El asunto del crucifijo, más que una delimitación de áreas de creencia, parece una erradicación sectaria, una especie de inútil venganza contra el pasado. Un desquite, a la vista del estrépito ambiental, que aprovecha casos aislados que se sepa, uno ahora en Valladolid, en los que el símbolo cristiano subsistía más o menos accidentalmente, tal vez como reflejo tímido de la mención expresa de la Iglesia católica en la referencia del artículo 16 de la Constitución a las relaciones de cooperación del Estado con las diferentes confesiones religiosas.
Cuando se discutió en las Cortes la Constitución vigente, los socialistas adujeron que esta alusión expresa a la Iglesia católica suponía «una confesionalidad solapada». Pero si hubo esa intencionalidad, lo cierto es que no repercutió en la práctica de la aconfesionalidad hoy existente. Probablemente esta disputa de crucifijo carecería de reflejo en una encuesta nacional, donde el mayoritario encogimiento de hombros colectivo no sería en absoluto descartable.
La crisis del crucifijo, si queremos llamarla así, tiende a ser el síntoma de una actitud ajena a la realidad de la sociedad española, cada día más abismada en problemas acuciantes que la distancian de este tipo de controversias. Una sociedad crecientemente transformada por la propia inmigración y por la desnaturalización de sus creencias clásicas, con corrientes religiosas que no siempre reniegan, por su componente cristiana, de los símbolos que una minoría politizada intenta desterrar por completo. Y precisamente el símbolo de la cruz es, en contraste con otros signos de la fe católica, el más instalado en la naturalidad de esos credos diversificados, a veces de importación, que en otro tiempo habrían sido catalogados como heréticos.
La polémica del crucifijo ha venido a coincidir con la disputa parlamentaria de la placa negada a sor Maravillas, cuyas virtudes podrían haber sido computadas como estrictos méritos humanos, o incluso sociales, para que en el lugar madrileño donde nació, hoy transformado en emplazamiento anexo del Congreso de los Diputados, figurase un recuerdo de su ejecutoria personal. Si esa persona no hubiese sido monja es harto probable que la propuesta de su distinción recibiese mejor acogida política. Pero había profesado, había hecho votos religiosos, y en consecuencia, ante algunas mentalidades, se había convertido en un nombre contaminante para el prestigio institucional del palacio legislativo.
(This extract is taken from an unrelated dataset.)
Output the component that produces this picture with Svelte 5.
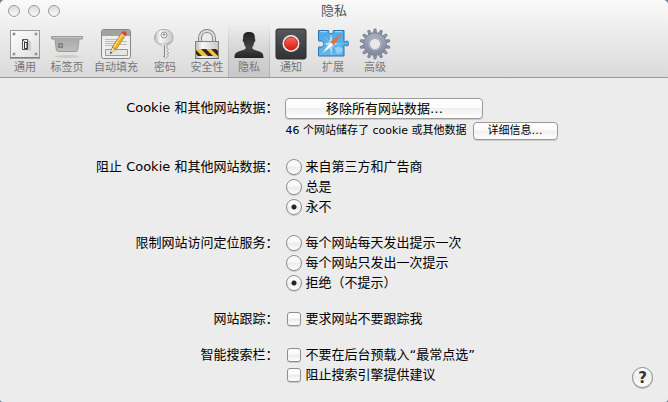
<script>
    const tabs = [
        { id: 'general', label: '通用' },
        { id: 'tabs', label: '标签页' },
        { id: 'autofill', label: '自动填充' },
        { id: 'passwords', label: '密码' },
        { id: 'security', label: '安全性' },
        { id: 'privacy', label: '隐私' },
        { id: 'notifications', label: '通知' },
        { id: 'extensions', label: '扩展' },
        { id: 'advanced', label: '高级' }
    ];

    const teeth = Array.from({ length: 14 }, (_, i) => (i * 360) / 14);

    const cookieOptions = [
        { value: 'third', label: '来自第三方和广告商' },
        { value: 'always', label: '总是' },
        { value: 'never', label: '永不' }
    ];

    const locationOptions = [
        { value: 'daily', label: '每个网站每天发出提示一次' },
        { value: 'once', label: '每个网站只发出一次提示' },
        { value: 'deny', label: '拒绝（不提示）' }
    ];

    let active = $state('privacy');
    let cookies = $state('never');
    let location = $state('deny');
    let doNotTrack = $state(false);
    let noPreload = $state(false);
    let noSuggestions = $state(false);
</script>

{#snippet icon(id)}
    <svg class="icon" width="32" height="32" viewBox="0 0 32 32" aria-hidden="true">
        {#if id === 'general'}
            <rect x="1.5" y="2.5" width="29" height="27" fill="url(#plate)" stroke="#9a9a9a" />
            <path d="M1 30h30" stroke="#666" />
            {#each [[5, 6], [27, 6], [5, 26], [27, 26]] as [x, y]}
                <circle cx={x} cy={y} r="1.7" fill="#bbb" />
                <path d="M{x - 1} {y + 1}l2-2" stroke="#555" stroke-width=".8" />
            {/each}
            <path d="M18 22l4 1v-9l-3-3z" fill="#ccc" />
            <path d="M13.500 11.500h5v10h-5z" fill="#f5f5f5" stroke="#555" />
            <path d="M15.500 14.500h2.500v6h-2.500z" fill="#fff" stroke="#333" />
            <path d="M14 12l2 2" stroke="#666" />
        {:else if id === 'tabs'}
            <ellipse cx="16" cy="28.500" rx="12" ry="1.500" fill="#bbb" opacity=".6" />
            <path d="M.5 8.500h31v2.500h-1.500c-1.500 0-2 .7-2.200 2l-1 8c-.2 1.800-1 2.500-2.500 2.500h-16.600c-1.500 0-2.300-.7-2.500-2.500l-1-8c-.2-1.300-.7-2-2.200-2h-1.500z" fill="url(#tab)" stroke="#999" />
            <path d="M1 9.500h30" stroke="#c4c4c4" />
            <path d="M7.500 15.500h4v4h-4zM8 16l3 3m0-3l-3 3" fill="none" stroke="#777" stroke-width=".9" />
        {:else if id === 'autofill'}
            <rect x="1.500" y="1.500" width="29" height="29" rx="2" fill="#eee" stroke="#888" />
            <path d="M2 3q0-1 1-1h26q1 0 1 1v5h-28z" fill="#a2a2a2" />
            <path d="M5 11.500h15M5 13.500h12M5 15.500h14M5 17.500h10M21 13.500h6M20 16.500h7" stroke="#bbb" />
            <path d="M5.500 21.500h22v6h-22z" fill="#e4e4e4" stroke="#999" />
            <path d="M10 26l2-7 10-15 4 3-10 15z" fill="#7a5a18" />
            <path d="M12.500 19l9-13.500 3.500 2.500-9 13.500z" fill="#f4ac22" />
            <path d="M13 19l9-13.500 1.200.8-9 13.500z" fill="#ffdc68" />
            <path d="M10 26l2.300-6.500 3.500 2.500z" fill="#f1d9ab" />
            <path d="M10 26l.7-2.300 1.400 1z" fill="#222" />
            <path d="M21.500 5.500l1.500-2c1-1.200 4.500.8 3.700 2.500l-1.400 2.300z" fill="#df4131" />
            <path d="M20.800 6.500l.8-1.200 3.800 2.600-.8 1.200z" fill="#c7c7c7" />
        {:else if id === 'passwords'}
            <path d="M12.500 17c-4.500-1-6.500-3.500-7-7 .5-5.500 4-8.500 9.500-8.500s9 3 9 8c0 3.500-2 6.500-6 7.500v3l1.500 1.500-1.500 1.500 2 2-2 1.500 1.500 1.500-3 2.500-2.500-2.500v-9.500z" fill="url(#metal)" stroke="#aaa" />
            <path d="M6.500 12c3 4.500 13.500 4.500 16.500 0-1 2.500-3 4-5 4.500l-5-.2c-3-.8-5-2-6.500-4.300z" fill="#999" opacity=".55" />
            <circle cx="15" cy="7" r="3" fill="#eee" stroke="#999" />
            <circle cx="15" cy="6.500" r="1.200" fill="#999" />
            <path d="M15.500 17v12" stroke="#888" />
            <path d="M14 17v11" stroke="#f5f5f5" />
        {:else if id === 'security'}
            <path d="M9 14v-4c0-9.500 14-9.500 14 0v4" fill="none" stroke="#858585" stroke-width="4" />
            <path d="M9 14v-4c0-9.500 14-9.500 14 0v4" fill="none" stroke="#ddd" stroke-width="2" />
            <rect x="4.500" y="13.500" width="23" height="17" fill="url(#metal)" stroke="#858585" />
            <path d="M5 21h22v7h-22z" fill="#f5c13a" />
            <path d="M5 22l6 6h-4l-2-2zM10 21h5l7 7h-5zM20 21h5l2 2v5z" fill="#292929" />
            <path d="M4 30.500h24" stroke="#666" />
        {:else if id === 'privacy'}
            <path d="M1.500 30c0-4 1-5.500 4-6.500l6-2c1.200-.5 1.500-1.800.8-3-1-1.300-1.300-2.800-1.500-4.300-1.200-.2-1.500-3.200-.6-3.700-.5-4.500 1.500-6.500 5.800-6.500s6.300 2 5.800 6.500c.9.500.6 3.500-.6 3.700-.2 1.500-.5 3-1.500 4.300-.7 1.200-.4 2.500.8 3l6 2c3 1 4 2.500 4 6.500z" fill="url(#person)" />
        {:else if id === 'notifications'}
            <rect x="1" y="1" width="30" height="30" rx="2" fill="url(#dark)" stroke="#292a2c" />
            <circle cx="16" cy="15.500" r="8.500" fill="#eee" />
            <circle cx="16" cy="15.500" r="6.500" fill="url(#red)" stroke="#b72920" />
        {:else if id === 'extensions'}
            <path d="M1.500 2.500h10c.7 0 .7.700.2 1.200-1 2.300 5.600 2.300 4.600 0-.5-.5-.5-1.200.2-1.200h10.500v10.500c0 1 1 1 1.500.5 1.500-1 3.500 0 3.500 2s-2 3-3.500 2c-.5-.5-1.500-.5-1.500.5v10h-25.500v-8.500c0-1 1-1 1.500-.5 5 1 5-7 0-6-.5.500-1.500.5-1.500-.5z" fill="url(#blue)" stroke="#2773b4" />
            <path d="M3 3.700h7M18 3.700h7" stroke="#b2defa" />
            <path d="M14.500 7v20M5 16h20M8 9l13 14M8 23l13-14" stroke="#a9dcfa" stroke-width=".5" />
            <path d="M14 6l1.500 7.500 5 2.500-5 2-1.500 8-1.500-8-5-2 5-2.500z" fill="#ccecff" opacity=".75" />
            <path d="M18 20l4-2 4 3-2 4-4 1z" fill="#a4d7f5" opacity=".8" />
            <path d="M25 5.500l-8.500 12-3.500-3.500z" fill="#ee6a34" />
            <path d="M5 25.500l11.500-8-3.500-3.500z" fill="#fafafa" stroke="#8aa9c2" stroke-width=".5" />
            <circle cx="14.700" cy="16" r="1" fill="#edf6fb" />
        {:else if id === 'advanced'}
            {#each teeth as angle}
                <path d="M14.200 6l.9-5h1.800l.9 5z" transform="rotate({angle} 16 16)" fill="#929bad" stroke="#6f7787" stroke-width=".8" />
            {/each}
            <circle cx="16" cy="16" r="8.300" fill="none" stroke="#6f7787" stroke-width="6.200" />
            <circle cx="16" cy="16" r="8.300" fill="none" stroke="url(#steel)" stroke-width="5" />
            <circle cx="16" cy="16" r="6" fill="none" stroke="#c7ccd6" stroke-width=".8" />
        {/if}
    </svg>
{/snippet}

<svg class="defs" width="0" height="0" aria-hidden="true">
    <defs>
        <linearGradient id="plate" x2="1" y2="1"><stop stop-color="#fff" /><stop offset="1" stop-color="#dedede" /></linearGradient>
        <linearGradient id="tab" x2="0" y2="1"><stop stop-color="#a6a6a6" /><stop offset="1" stop-color="#bdbdbd" /></linearGradient>
        <linearGradient id="metal"><stop stop-color="#bbb" /><stop offset=".3" stop-color="#f7f7f7" /><stop offset="1" stop-color="#c7c7c7" /></linearGradient>
        <linearGradient id="person" x2="0" y2="1"><stop stop-color="#222" /><stop offset=".6" stop-color="#444" /><stop offset="1" stop-color="#252525" /></linearGradient>
        <linearGradient id="dark" x2="0" y2="1"><stop stop-color="#56585b" /><stop offset="1" stop-color="#303235" /></linearGradient>
        <linearGradient id="red" x2="0" y2="1"><stop stop-color="#f66a60" /><stop offset="1" stop-color="#dc1912" /></linearGradient>
        <linearGradient id="blue" x2="0" y2="1"><stop stop-color="#4ba9e9" /><stop offset="1" stop-color="#64b6e8" /></linearGradient>
        <linearGradient id="steel" x2="0" y2="1"><stop stop-color="#a2aab9" /><stop offset="1" stop-color="#858fa2" /></linearGradient>
    </defs>
</svg>

<div class="window">
    <header>
        <div class="titlebar">
            <div class="lights">
                <button aria-label="关闭"></button>
                <button aria-label="最小化"></button>
                <button aria-label="缩放"></button>
            </div>
            <h1>隐私</h1>
        </div>
        <nav>
            {#each tabs as tab (tab.id)}
                <button class="tab" class:active={active === tab.id} onclick={() => (active = tab.id)}>
                    {@render icon(tab.id)}
                    <span>{tab.label}</span>
                </button>
            {/each}
        </nav>
    </header>

    <main>
        <form>
            <div class="label">Cookie 和其他网站数据：</div>
            <div class="data">
                <button type="button" class="push">移除所有网站数据…</button>
                <div class="details">
                    <span>46 个网站储存了 cookie 或其他数据</span>
                    <button type="button" class="push small">详细信息…</button>
                </div>
            </div>

            <div class="label" id="cookies-label">阻止 Cookie 和其他网站数据：</div>
            <div role="radiogroup" aria-labelledby="cookies-label">
                {#each cookieOptions as option (option.value)}
                    <label><input type="radio" name="cookies" value={option.value} bind:group={cookies} />{option.label}</label>
                {/each}
            </div>

            <div class="label" id="location-label">限制网站访问定位服务：</div>
            <div role="radiogroup" aria-labelledby="location-label">
                {#each locationOptions as option (option.value)}
                    <label><input type="radio" name="location" value={option.value} bind:group={location} />{option.label}</label>
                {/each}
            </div>

            <div class="label">网站跟踪：</div>
            <div>
                <label><input type="checkbox" bind:checked={doNotTrack} />要求网站不要跟踪我</label>
            </div>

            <div class="label">智能搜索栏：</div>
            <div>
                <label><input type="checkbox" bind:checked={noPreload} />不要在后台预载入“最常点选”</label>
                <label><input type="checkbox" bind:checked={noSuggestions} />阻止搜索引擎提供建议</label>
            </div>
        </form>
        <button class="help" aria-label="帮助">?</button>
    </main>
</div>

<style>
    :global(body) {
        background: #6d8096;
    }

    .defs {
        position: absolute;
    }

    .window {
        display: flex;
        flex-direction: column;
        min-height: 100vh;
        background: #ececec;
        border-radius: 5px 5px 3px 3px;
        overflow: hidden;
        font-family: "DejaVu Sans", "Noto Sans CJK SC", sans-serif;
        font-size: 13px;
        line-height: 20px;
        color: #000;
    }

    button {
        margin: 0;
        padding: 0;
        font-family: inherit;
        color: inherit;
    }

    header {
        background: linear-gradient(#f9f9f9, #f0f0f0 30%, #dadada);
        border-bottom: 1px solid #999;
    }

    .titlebar {
        display: grid;
        grid-template-columns: 1fr auto 1fr;
        align-items: center;
        height: 22px;
    }

    h1 {
        margin: 0;
        font-size: 13px;
        font-weight: normal;
        color: #555;
    }

    .lights {
        display: flex;
        gap: 8px;
        padding-left: 8px;
    }

    .lights button {
        width: 12px;
        height: 12px;
        border: 1px solid #999;
        border-radius: 50%;
        background: linear-gradient(#ddd, #f8f8f8);
        box-shadow: 0 1px 0 #fff;
    }

    nav {
        display: flex;
        padding-left: 4px;
    }

    .tab {
        display: flex;
        flex-direction: column;
        align-items: center;
        box-sizing: border-box;
        min-width: 42px;
        height: 55px;
        padding: 6px 6px 0;
        border: 0;
        background: none;
        font-size: 11px;
        line-height: 16px;
        color: #777;
        white-space: nowrap;
    }

    .tab:not(:nth-child(3)) {
        width: 42px;
        padding: 6px 0 0;
    }

    .tab .icon {
        flex: none;
    }

    .tab.active {
        background:
            linear-gradient(#b0b0b000, #b0b0b0) left / 1px 100% no-repeat,
            linear-gradient(#b0b0b000, #b0b0b0) right / 1px 100% no-repeat,
            linear-gradient(#c8c8c800, #c8c8c8);
    }

    main {
        display: flex;
        flex: 1;
        align-items: flex-start;
        padding: 20px 15px 14px 96px;
    }

    form {
        display: grid;
        grid-template-columns: auto 1fr;
        flex: 1;
        gap: 16px 7px;
    }

    .label {
        text-align: right;
    }

    .data {
        display: flex;
        flex-direction: column;
        align-items: flex-start;
        gap: 2px;
    }

    .details {
        display: flex;
        align-items: center;
        gap: 6px;
        height: 20px;
        font-size: 11px;
    }

    .push {
        width: 198px;
        height: 21px;
        border: 1px solid #999;
        border-radius: 4px;
        background: linear-gradient(#fff, #fcfcfc 45%, #efefef 50%, #fff);
        box-shadow: 0 1px 0 #ccc;
        font-size: 13px;
        line-height: 18px;
    }

    .push.small {
        width: 85px;
        height: 18px;
        font-size: 11px;
        line-height: 14px;
    }

    label {
        display: flex;
        align-items: center;
        gap: 3px;
        height: 20px;
    }

    input {
        appearance: none;
        box-sizing: border-box;
        width: 14px;
        height: 14px;
        margin: 0 1px 0 2px;
        border: 1px solid #8d8d8d;
        border-radius: 3px;
        background: linear-gradient(#fff, #f8f8f8 45%, #eaeaea 50%, #fff);
        box-shadow: 0 1px 0 #ccc;
    }

    input[type="radio"] {
        width: 16px;
        height: 16px;
        margin: 0 0 0 1px;
        border-radius: 50%;
    }

    input[type="radio"]:checked {
        background:
            radial-gradient(circle, #222 2px, #2220 3px),
            linear-gradient(#fff, #f8f8f8 45%, #eaeaea 50%, #fff);
    }

    input[type="checkbox"]:checked {
        background: #555;
    }

    .help {
        align-self: flex-end;
        width: 21px;
        height: 21px;
        border: 1px solid #888;
        border-radius: 50%;
        background: linear-gradient(#fff, #eee 50%, #fff);
        box-shadow: 0 1px 0 #bbb;
        font-size: 15px;
        font-weight: bold;
        line-height: 18px;
        color: #333;
    }
</style>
También es cierto, o tiende a serlo, que si esa persona no hubiera sido una religiosa difícilmente su nombre habría figurado en la propuesta de distinción que a su favor se hizo. En todo caso, para la escala de valores ciudadanos solidarios con los afligidos por las desventuras de la vida, la placa honorífica dejaba de tener sentido ad maiorem gloriam mundi. Y a mayor gloria de políticos que, cuando llegan a ministros, juran o prometen ante un crucifijo en presencia del Rey.